Cross multiplication is a powerful method used to solve proportions. Proportions are equations that state two ratios or fractions are equal. For example, if you have an equation like \( \frac{3x}{16} = \frac{x + 2}{5} \), you can use cross multiplication to eliminate the fractions and simplify the equation.
The cross multiplication method involves multiplying the numerator of one fraction by the denominator of the other fraction and vice versa. This gives you a new equation without fractions. In our example, you multiply \( 3x \) by \( 5 \) and then \( 16 \) by \( x+2 \), resulting in the equation:

• \( 3x \cdot 5 = 16 \cdot (x + 2) \)

This equation can be easier to work with because it doesn't include fractions and allows direct manipulation of algebraic terms. Cross multiplication transforms a proportion into a solvable linear equation.

Algebraic equations are mathematical statements that use variables, numbers, and operations to denote a relationship between elements. The equation derived from cross multiplication, such as \( 15x = 16x + 32 \) from our problem, is a linear equation. Solving these equations involves performing operations to simplify the expression and isolate the variables.
In our context, after cross multiplying, we expand and simplify each side of the equation:

• Left side: \( 3x \cdot 5 = 15x \)
• Right side: \( 16(x + 2) = 16x + 32 \)

Algebraic equations often require techniques such as distributing multiplication over addition or combining like terms. Each term in the equation should be managed carefully to ensure that the final equation remains balanced.

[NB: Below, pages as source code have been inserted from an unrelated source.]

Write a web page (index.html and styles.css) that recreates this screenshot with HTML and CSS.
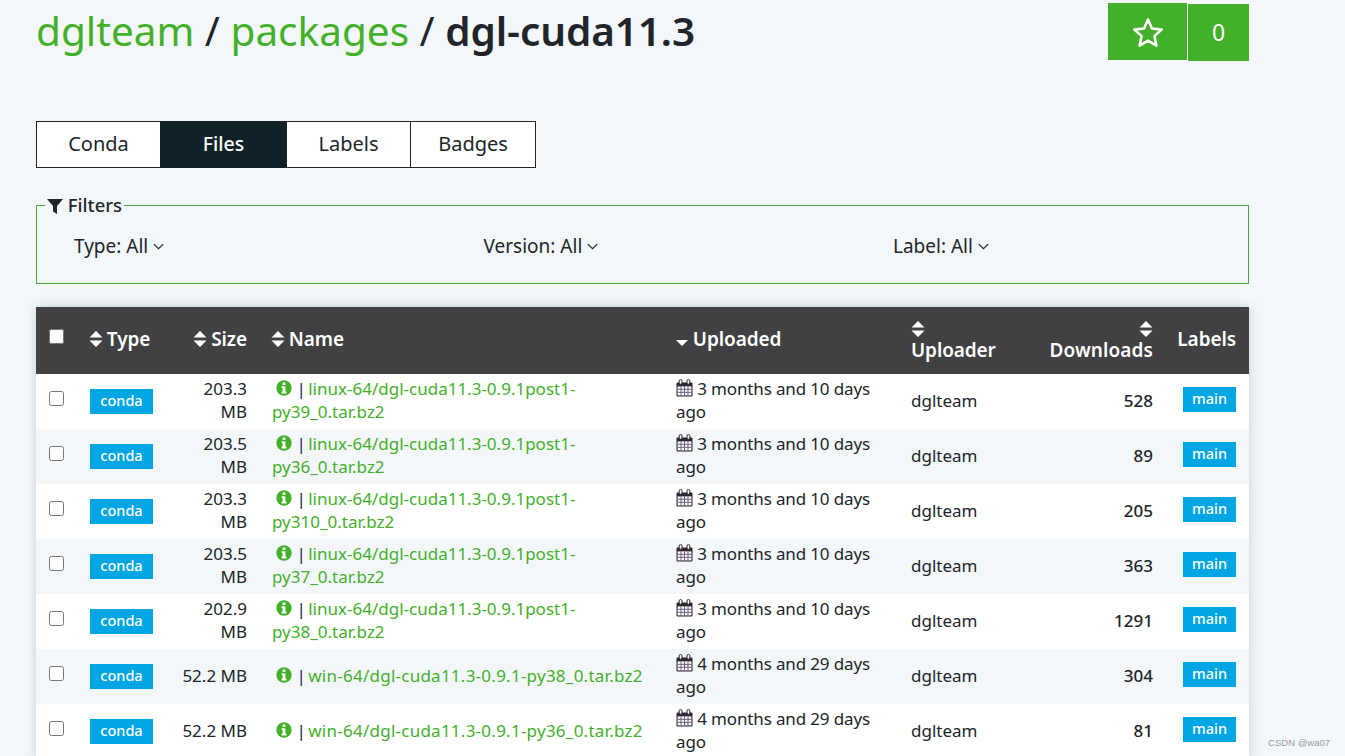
FILE: index.html
```html
<!DOCTYPE html>
<html lang="en">
<head>
<meta charset="utf-8">
<title>dgl-cuda11.3</title>
<link rel="stylesheet" href="styles.css">
</head>
<body>
<svg class="defs" width="0" height="0">
  <symbol id="sort" viewBox="0 0 14 16"><path d="M7 0l6.5 6.6H.5zM7 16L.5 9.4h13z" fill="currentColor"/></symbol>
  <symbol id="info" viewBox="0 0 16 16"><circle cx="8" cy="8" r="7.7" fill="#43b02a"/><path d="M6.6 2.4h2.8v2.5H6.6zM5.6 6.2h3.8v5.3h1v1.9H5.6v-1.9h1V8h-1z" fill="#fff"/></symbol>
  <symbol id="cal" viewBox="0 0 17 18"><path d="M1.5 3.4h14a1 1 0 0 1 1 1v12a1 1 0 0 1-1 1h-14a1 1 0 0 1-1-1v-12a1 1 0 0 1 1-1z" fill="#2e2530"/><path d="M1.6 7.4h13.8v9H1.6z" fill="#fff"/><path d="M5 7.4v9M8.5 7.4v9M12 7.4v9M1.6 10.3h13.8M1.6 13.3h13.8" stroke="#6a5a80" stroke-width="1"/><rect x="3.2" y=".6" width="2.8" height="4.6" rx="1.2" fill="#fff" stroke="#2e2530"/><rect x="11" y=".6" width="2.8" height="4.6" rx="1.2" fill="#fff" stroke="#2e2530"/></symbol>
  <symbol id="chev" viewBox="0 0 10 6"><path d="M.7.8L5 5l4.3-4.2" fill="none" stroke="currentColor" stroke-width="1.1"/></symbol>
</svg>
<main class="page">
  <header class="top">
    <h1 class="title"><a href="#">dglteam</a> / <a href="#">packages</a> / <strong>dgl-cuda11.3</strong></h1>
    <div class="stars">
      <button class="star"><svg width="32" height="30" viewBox="0 0 32 30"><path d="M16 2.6l4 8.9 9.6 1.1-7.2 6.5 2 9.5L16 23.7l-8.4 4.9 2-9.5-7.2-6.5 9.6-1.1z" fill="none" stroke="#fff" stroke-width="2.6" stroke-linejoin="round"/></svg></button>
      <span class="count">0</span>
    </div>
  </header>

  <nav class="tabs">
    <a href="#" class="tab">Conda</a><a href="#" class="tab tab-on">Files</a><a href="#" class="tab">Labels</a><a href="#" class="tab">Badges</a>
  </nav>

  <fieldset class="filters">
    <legend class="legend"><svg class="funnel" width="16" height="15" viewBox="0 0 16 15"><path d="M0 0h16L10 7v8L6 12.5V7z" fill="#212529"/></svg> Filters</legend>
    <div class="filter-row">
      <span class="filter">Type: All <svg class="chev"><use href="#chev"/></svg></span>
      <span class="filter">Version: All <svg class="chev"><use href="#chev"/></svg></span>
      <span class="filter">Label: All <svg class="chev"><use href="#chev"/></svg></span>
    </div>
  </fieldset>

  <table class="files">
    <colgroup>
      <col class="c-check"><col class="c-type"><col class="c-size"><col class="c-name"><col class="c-up"><col class="c-user"><col class="c-dl"><col class="c-label">
    </colgroup>
    <thead>
      <tr>
        <th><input type="checkbox" class="check check-head"></th>
        <th><svg class="sort"><use href="#sort"/></svg> Type</th>
        <th class="right"><svg class="sort"><use href="#sort"/></svg> Size</th>
        <th><svg class="sort"><use href="#sort"/></svg> Name</th>
        <th><span class="caret"></span> Uploaded</th>
        <th class="low"><svg class="sort sort-block"><use href="#sort"/></svg>Uploader</th>
        <th class="right low"><svg class="sort sort-block sort-end"><use href="#sort"/></svg>Downloads</th>
        <th class="right last">Labels</th>
      </tr>
    </thead>
    <tbody>
      <tr>
        <td><input type="checkbox" class="check"></td><td><span class="badge">conda</span></td><td class="right">203.3 MB</td>
        <td class="wrapped name"><svg class="info"><use href="#info"/></svg> <span class="pipe">|</span> <a href="#" class="file">linux-64/dgl-cuda11.3-0.9.1post1-py39_0.tar.bz2</a></td>
        <td class="wrapped when"><svg class="cal"><use href="#cal"/></svg> 3 months and 10 days ago</td><td>dglteam</td><td class="right num">528</td><td class="right last"><span class="badge badge-label">main</span></td>
      </tr>
      <tr>
        <td><input type="checkbox" class="check"></td><td><span class="badge">conda</span></td><td class="right">203.5 MB</td>
        <td class="wrapped name"><svg class="info"><use href="#info"/></svg> <span class="pipe">|</span> <a href="#" class="file">linux-64/dgl-cuda11.3-0.9.1post1-py36_0.tar.bz2</a></td>
        <td class="wrapped when"><svg class="cal"><use href="#cal"/></svg> 3 months and 10 days ago</td><td>dglteam</td><td class="right num">89</td><td class="right last"><span class="badge badge-label">main</span></td>
      </tr>
      <tr>
        <td><input type="checkbox" class="check"></td><td><span class="badge">conda</span></td><td class="right">203.3 MB</td>
        <td class="wrapped name"><svg class="info"><use href="#info"/></svg> <span class="pipe">|</span> <a href="#" class="file">linux-64/dgl-cuda11.3-0.9.1post1-py310_0.tar.bz2</a></td>
        <td class="wrapped when"><svg class="cal"><use href="#cal"/></svg> 3 months and 10 days ago</td><td>dglteam</td><td class="right num">205</td><td class="right last"><span class="badge badge-label">main</span></td>
      </tr>
      <tr>
        <td><input type="checkbox" class="check"></td><td><span class="badge">conda</span></td><td class="right">203.5 MB</td>
        <td class="wrapped name"><svg class="info"><use href="#info"/></svg> <span class="pipe">|</span> <a href="#" class="file">linux-64/dgl-cuda11.3-0.9.1post1-py37_0.tar.bz2</a></td>
        <td class="wrapped when"><svg class="cal"><use href="#cal"/></svg> 3 months and 10 days ago</td><td>dglteam</td><td class="right num">363</td><td class="right last"><span class="badge badge-label">main</span></td>
      </tr>
      <tr>
        <td><input type="checkbox" class="check"></td><td><span class="badge">conda</span></td><td class="right">202.9 MB</td>
        <td class="wrapped name"><svg class="info"><use href="#info"/></svg> <span class="pipe">|</span> <a href="#" class="file">linux-64/dgl-cuda11.3-0.9.1post1-py38_0.tar.bz2</a></td>
        <td class="wrapped when"><svg class="cal"><use href="#cal"/></svg> 3 months and 10 days ago</td><td>dglteam</td><td class="right num">1291</td><td class="right last"><span class="badge badge-label">main</span></td>
      </tr>
      <tr>
        <td><input type="checkbox" class="check"></td><td><span class="badge">conda</span></td><td class="right single">52.2 MB</td>
        <td class="name"><svg class="info"><use href="#info"/></svg> <span class="pipe">|</span> <a href="#" class="file win">win-64/dgl-cuda11.3-0.9.1-py38_0.tar.bz2</a></td>
        <td class="wrapped when"><svg class="cal"><use href="#cal"/></svg> 4 months and 29 days ago</td><td>dglteam</td><td class="right num">304</td><td class="right last"><span class="badge badge-label">main</span></td>
      </tr>
      <tr>
        <td><input type="checkbox" class="check"></td><td><span class="badge">conda</span></td><td class="right single">52.2 MB</td>
        <td class="name"><svg class="info"><use href="#info"/></svg> <span class="pipe">|</span> <a href="#" class="file win">win-64/dgl-cuda11.3-0.9.1-py36_0.tar.bz2</a></td>
        <td class="wrapped when"><svg class="cal"><use href="#cal"/></svg> 4 months and 29 days ago</td><td>dglteam</td><td class="right num">81</td><td class="right last"><span class="badge badge-label">main</span></td>
      </tr>
    </tbody>
  </table>
</main>
<span class="mark">CSDN @wa07</span>
</body>
</html>
```

FILE: styles.css
```css
* { box-sizing: border-box; }
html, body { height: 756px; overflow: hidden; }
body {
  margin: 0;
  background: #f3f7fa;
  color: #212529;
  font-family: "Noto Sans", "Open Sans", sans-serif;
  font-size: 17px;
  line-height: 23px;
}
a { color: #43b02a; text-decoration: none; }
.defs { position: absolute; }
.page { width: 1213px; margin-left: 36px; }

.top { display: flex; justify-content: space-between; align-items: flex-start; height: 121px; }
.title { margin: 7px 0 0; font-size: 40.5px; line-height: 48px; font-weight: 400; color: #212529; white-space: nowrap; }
.title strong { font-weight: 600; letter-spacing: -.1px; }
.stars { display: flex; margin-top: 3px; }
.star { width: 79px; height: 57px; background: #43b02a; border: 0; padding: 0; margin-right: 1px; display: flex; align-items: center; justify-content: center; }
.count { width: 61px; height: 57px; margin-top: 1px; background: #43b02a; color: #fff; font-size: 23px; display: flex; align-items: center; justify-content: center; }

.tabs { display: flex; height: 47px; width: 500px; }
.tab { width: 126px; padding-bottom: 2px; border: 1px solid #212529; margin-left: -1px; background: #fff; color: #212529; font-size: 20px; display: flex; align-items: center; justify-content: center; }
.tab:first-child { margin-left: 0; width: 125px; }
.tab:nth-child(3) { width: 125px; }
.tab-on { width: 127px; background: #0e2227; border-color: #0e2227; color: #fff; font-weight: 500; font-size: 19.5px; }

.filters { margin: 25px 0 0; padding: 0 0 0 37px; height: 91px; border: 1px solid #4aa83c; min-width: 0; }
.legend { padding: 0 2px 2px; margin-left: -29px; font-size: 18.5px; line-height: 23px; font-weight: 500; }
.funnel { vertical-align: -2px; }
.filter-row { display: grid; grid-template-columns: 409.5px 409.5px 1fr; margin-top: 16px; font-size: 19px; line-height: 24px; }
.chev { width: 11px; height: 7px; vertical-align: 3px; }

.files { margin-top: 23px; width: 1213px; table-layout: fixed; border-collapse: collapse; background: #fff; box-shadow: 0 0 10px rgba(120, 150, 165, .4); font-size: 17px; line-height: 23px; }
.c-check { width: 41px; } .c-type { width: 90px; } .c-size { width: 92px; } .c-name { width: 405px; }
.c-up { width: 235px; } .c-user { width: 110px; } .c-dl { width: 156px; } .c-label { width: 84px; }
thead tr { height: 67px; background: #414042; color: #fff; }
th { padding: 0 12px 4px; text-align: left; font-size: 19px; font-weight: 600; line-height: 22px; letter-spacing: -.1px; }
th.right, td.right { text-align: right; }
th.low { vertical-align: bottom; padding-bottom: 13px; }
th.low.right { letter-spacing: .1px; }
th.last, td.last { padding-right: 13px; }
tbody tr { height: 55px; }
tbody tr:nth-child(even) { background: #f3f7fa; }
td { padding: 0 12px 2px; vertical-align: middle; }
td.wrapped, td.right:nth-child(3) { padding-bottom: 4px; }
td.right.single { padding-bottom: 2px; }
td.name { padding-left: 13px; }
td.name .info { margin-left: 4px; }
td.when { letter-spacing: -.15px; }
td.num { font-weight: 500; }
.check { width: 15px; height: 15px; margin: 0 0 4px 1px; display: block; }
.sort { width: 14px; height: 16px; margin-right: -1px; vertical-align: -1px; color: #fff; }
.sort-block { display: block; margin-bottom: 2px; }
.sort-end { margin-left: auto; margin-right: 0; }
.caret { display: inline-block; width: 0; height: 0; border: 6.5px solid transparent; border-top-color: #fff; border-bottom: 0; vertical-align: 0; }
.badge { display: block; width: 63px; height: 25px; margin: 2px 0 0 1px; background: #00a5e3; color: #fff; font-size: 14.5px; line-height: 22px; font-weight: 500; text-align: center; }
.badge-label { width: 53px; margin: 0 0 2px auto; }
.info { width: 16px; height: 16px; vertical-align: -1px; }
.pipe { color: #1c2a4a; }
.file { margin-left: -2px; }
.win { letter-spacing: .25px; }
.cal { width: 17px; height: 18px; vertical-align: -2px; }
.mark { position: absolute; right: 15px; bottom: 7px; color: #9a9a9a; font-size: 9.5px; line-height: 12px; font-family: "Liberation Sans", sans-serif; }
```
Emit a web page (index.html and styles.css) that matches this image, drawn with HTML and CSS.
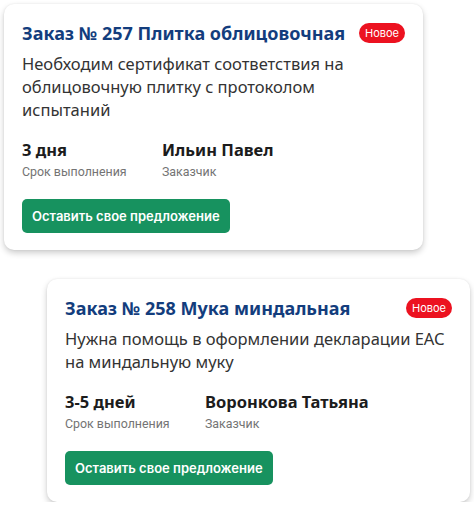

One of the final steps in solving algebraic equations is isolating the variable, which means getting the variable alone on one side of the equation while all constants (numbers) are on the other side.
In our example, we started with the equation \( 15x = 16x + 32 \):

• Subtract \( 16x \) from both sides to get \( 15x - 16x = 32 \)
• This simplifies to \( -x = 32 \)

Now, to solve for \( x \), we need to divide both sides by \(-1\):

• \( x = -32 \)

Isolating variables is crucial because it gives a clear value for the variable, helping you find the solution to the problem. Every step aims to simplify the equation until the variable is isolated, thus solving the equation.